[Task instructions]: From the first line of the listing below to the line with "const posRef = useRef<HTMLInputElement>(null);", print each line exactly, and nothing more. Leave out the pictures.

[Front-end source files]:
###

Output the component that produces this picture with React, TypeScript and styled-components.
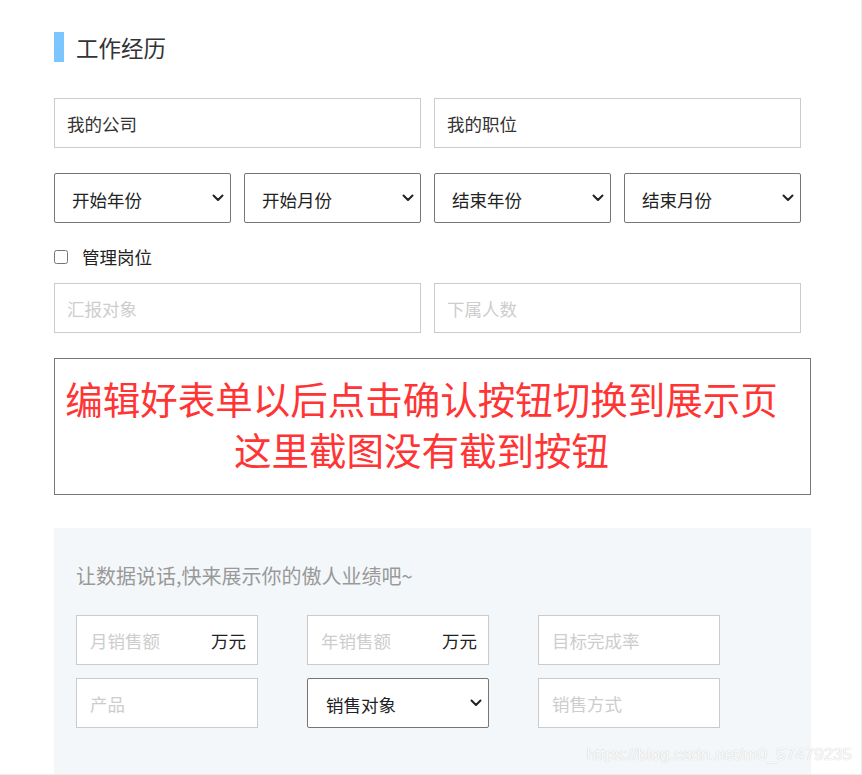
import { useEffect, useRef } from 'react';
import styled, { createGlobalStyle } from 'styled-components';

const GlobalStyle = createGlobalStyle`
  html, body {
    margin: 0;
    padding: 0;
    background: #fff;
  }
  body {
    font-family: 'Noto Sans CJK SC', 'Microsoft YaHei', sans-serif;
    color: #333;
    overflow: hidden;
  }
  * {
    box-sizing: border-box;
  }
`;

const Chevron = () => (
  <svg width="12" height="8" viewBox="0 0 12 8" fill="none">
    <path d="M1.5 1.5 L6 6 L10.5 1.5" stroke="#222" strokeWidth="2" strokeLinecap="round" strokeLinejoin="round" />
  </svg>
);

type SelectProps = { label: string; padLeft?: number };

function SelectBox({ label, padLeft = 17 }: SelectProps) {
  return (
    <SelectWrap>
      <NativeSelect $padLeft={padLeft} defaultValue="">
        <option value="">{label}</option>
      </NativeSelect>
      <ArrowIcon>
        <Chevron />
      </ArrowIcon>
    </SelectWrap>
  );
}

export default function App() {
  const posRef = useRef<HTMLInputElement>(null);

  useEffect(() => {
    const el = posRef.current;
    if (el) {
      el.focus();
      el.setSelectionRange(el.value.length, el.value.length);
    }
  }, []);

  return (
    <Page>
      <GlobalStyle />
      <Section>
        <Title>
          <TitleBar />
          <TitleText>工作经历</TitleText>
        </Title>

        <TwoCols>
          <TextInput defaultValue="我的公司" />
          <TextInput ref={posRef} defaultValue="我的职位" />
        </TwoCols>

        <FourCols>
          <SelectBox label="开始年份" />
          <SelectBox label="开始月份" />
          <SelectBox label="结束年份" />
          <SelectBox label="结束月份" />
        </FourCols>

        <CheckRow>
          <Check type="checkbox" />
          <CheckLabel>管理岗位</CheckLabel>
        </CheckRow>

        <TwoCols $top={14}>
          <TextInput placeholder="汇报对象" />
          <TextInput placeholder="下属人数" />
        </TwoCols>

        <NoteBox>
          <NoteLine>编辑好表单以后点击确认按钮切换到展示页</NoteLine>
          <NoteLine>这里截图没有截到按钮</NoteLine>
        </NoteBox>

        <SalesPanel>
          <SalesHint>让数据说话,快来展示你的傲人业绩吧~</SalesHint>
          <SalesGrid>
            <UnitField>
              <UnitInput placeholder="月销售额" />
              <Unit>万元</Unit>
            </UnitField>
            <UnitField>
              <UnitInput placeholder="年销售额" />
              <Unit>万元</Unit>
            </UnitField>
            <SmallInput placeholder="目标完成率" />
            <SmallInput placeholder="产品" />
            <SelectBox label="销售对象" padLeft={18} />
            <SmallInput placeholder="销售方式" />
          </SalesGrid>
        </SalesPanel>
      </Section>
      <Watermark>https://blog.csdn.net/m0_57479235</Watermark>
    </Page>
  );
}

const Page = styled.div`
  position: relative;
  width: 862px;
  height: 775px;
  padding: 32px 0 0 54px;
  overflow: hidden;
  border-right: 1px solid #ececec;
  border-bottom: 1px solid #ececec;
`;

const Section = styled.div`
  width: 757px;
  display: flex;
  flex-direction: column;
`;

const Title = styled.div`
  display: flex;
  align-items: center;
  gap: 12px;
  height: 30px;
`;

const TitleBar = styled.span`
  width: 10px;
  height: 30px;
  background: #7cc6ff;
`;

const TitleText = styled.h2`
  margin: 0;
  font-size: 22.5px;
  font-weight: 400;
  line-height: 30px;
  color: #333;
`;

const TwoCols = styled.div<{ $top?: number }>`
  display: grid;
  grid-template-columns: 367px 367px;
  column-gap: 13px;
  margin-top: ${(p) => p.$top ?? 36}px;
`;

const FourCols = styled.div`
  display: grid;
  grid-template-columns: repeat(4, 177px);
  column-gap: 13px;
  margin-top: 25px;
`;

const TextInput = styled.input`
  height: 50px;
  border: 1px solid #cbcbcb;
  border-radius: 0;
  padding: 0 12px;
  font-family: inherit;
  font-size: 17.5px;
  color: #333;
  background: #fff;
  outline: none;
  caret-color: #222;

  &::placeholder {
    color: #cdcdcd;
  }
`;

const SelectWrap = styled.div`
  position: relative;
  height: 50px;
`;

const NativeSelect = styled.select<{ $padLeft: number }>`
  appearance: none;
  width: 100%;
  height: 50px;
  border: 1px solid #767676;
  border-radius: 2px;
  padding: 2px 30px 0 ${(p) => p.$padLeft}px;
  font-family: inherit;
  font-size: 17.5px;
  color: #222;
  background: #fff;
  outline: none;
`;

const ArrowIcon = styled.span`
  position: absolute;
  right: 7px;
  top: 50%;
  transform: translateY(-50%);
  display: flex;
  pointer-events: none;
`;

const CheckRow = styled.div`
  display: flex;
  align-items: center;
  gap: 14px;
  height: 24px;
  margin-top: 22px;
`;

const Check = styled.input`
  width: 14px;
  height: 14px;
  margin: 0;
`;

const CheckLabel = styled.span`
  font-size: 17.5px;
  line-height: 24px;
  color: #222;
`;

const NoteBox = styled.div`
  margin-top: 25px;
  height: 137px;
  border: 1px solid #777;
  padding: 13px 22px 0 0;
  display: flex;
  flex-direction: column;
  align-items: center;
`;

const NoteLine = styled.div`
  font-size: 37.5px;
  line-height: 51px;
  color: #ff3535;
  white-space: nowrap;
`;

const SalesPanel = styled.div`
  margin-top: 33px;
  height: 260px;
  background: #f4f7fa;
  padding: 34px 22px 0;
`;

const SalesHint = styled.div`
  font-size: 20px;
  line-height: 28px;
  color: #999;
`;

const SalesGrid = styled.div`
  display: grid;
  grid-template-columns: repeat(3, 182px);
  grid-auto-rows: 50px;
  column-gap: 49px;
  row-gap: 13px;
  margin-top: 25px;
`;

const UnitField = styled.div`
  display: flex;
  align-items: center;
  height: 50px;
  border: 1px solid #cbcbcb;
  background: #fff;
  padding: 0 11px 0 13px;
`;

const UnitInput = styled.input`
  flex: 1;
  min-width: 0;
  border: none;
  padding: 0;
  font-family: inherit;
  font-size: 17.5px;
  color: #333;
  background: transparent;
  outline: none;

  &::placeholder {
    color: #cdcdcd;
  }
`;

const Unit = styled.span`
  font-size: 17.5px;
  color: #222;
`;

const SmallInput = styled(TextInput)`
  width: 182px;
  padding: 0 13px;
`;

const Watermark = styled.div`
  position: absolute;
  right: 9px;
  bottom: 9px;
  font-family: 'Liberation Sans', Arial, sans-serif;
  font-size: 17px;
  color: rgba(255, 255, 255, 0.9);
  text-shadow: 0 0 1px #d0d0d0, 0 0 1px #dadada;
`;
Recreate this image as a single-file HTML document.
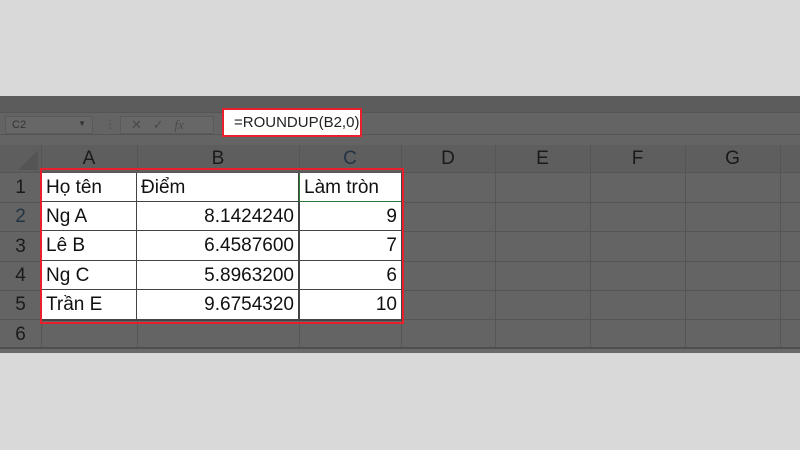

###

[Complete response]:
Output the component that produces this picture with React, TypeScript and styled-components.
import { useEffect, useRef } from 'react';
import styled, { createGlobalStyle } from 'styled-components';

const GlobalStyle = createGlobalStyle`
  html, body {
    margin: 0;
    padding: 0;
    background: #fff;
  }
  body {
    font-family: 'Noto Sans CJK SC', 'Microsoft YaHei', sans-serif;
    color: #333;
    overflow: hidden;
  }
  * {
    box-sizing: border-box;
  }
`;

const Chevron = () => (
  <svg width="12" height="8" viewBox="0 0 12 8" fill="none">
    <path d="M1.5 1.5 L6 6 L10.5 1.5" stroke="#222" strokeWidth="2" strokeLinecap="round" strokeLinejoin="round" />
  </svg>
);

type SelectProps = { label: string; padLeft?: number };

function SelectBox({ label, padLeft = 17 }: SelectProps) {
  return (
    <SelectWrap>
      <NativeSelect $padLeft={padLeft} defaultValue="">
        <option value="">{label}</option>
      </NativeSelect>
      <ArrowIcon>
        <Chevron />
      </ArrowIcon>
    </SelectWrap>
  );
}

export default function App() {
  const posRef = useRef<HTMLInputElement>(null);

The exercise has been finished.